Es fundamental mantener la primacía de la evangelización, y no poner en primer plano las obras de misericordia corporales hasta el punto de descuidar lo más importante, privando así al hombre de la dimensión más crucial de su vida, que es la Revelación de Dios a través del Evangelio.
En este contexto, la vigilancia a la que nos exhorta el evangelio de hoy puede relacionarse también con la evangelización: “Si supiera el dueño de casa a qué hora viene el ladrón, no le dejaría abrir un boquete.” (Lc 12,39) Este boquete se abriría, por ejemplo, si colocásemos la Revelación de Dios a un mismo nivel con las religiones de otros pueblos y les atribuyésemos el mismo valor que a nuestra santa fe. Si esto sucede, el ladrón ya ha entrado en la casa, debilitando la singularidad de la Revelación divina y distrayéndonos de lo esencial de muchas maneras. Las últimas palabras del evangelio de hoy son éstas: “A todo el que se le ha dado mucho, mucho se le exigirá, y al que le encomendaron mucho, mucho le pedirán.” (Lc 12,48)

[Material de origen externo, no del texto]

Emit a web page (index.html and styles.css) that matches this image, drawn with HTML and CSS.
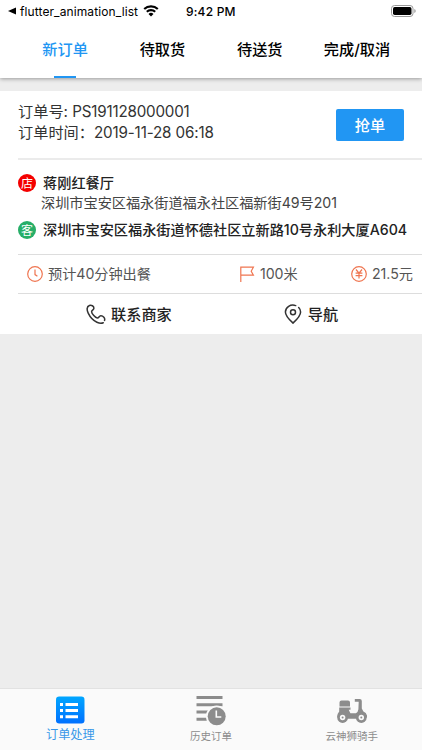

A la Iglesia le ha sido confiada la Revelación de Dios, para que la custodie y le sirva. Por tanto, esto le corresponde también a cada uno de los fieles, de acuerdo a la medida que se le haya dado. Someternos y servir a esta tarea que el Señor nos ha encomendado es verdadera humildad. Entonces, no proclamaremos nuestras propias ideas, ilusiones, concepciones y sueños; sino aquello que Dios ha dispuesto para la salvación de los hombres, de modo que, como dice San Pablo, “la multiforme sabiduría de Dios se manifieste ahora a los principados y a las potestades en los cielos, mediante la Iglesia.”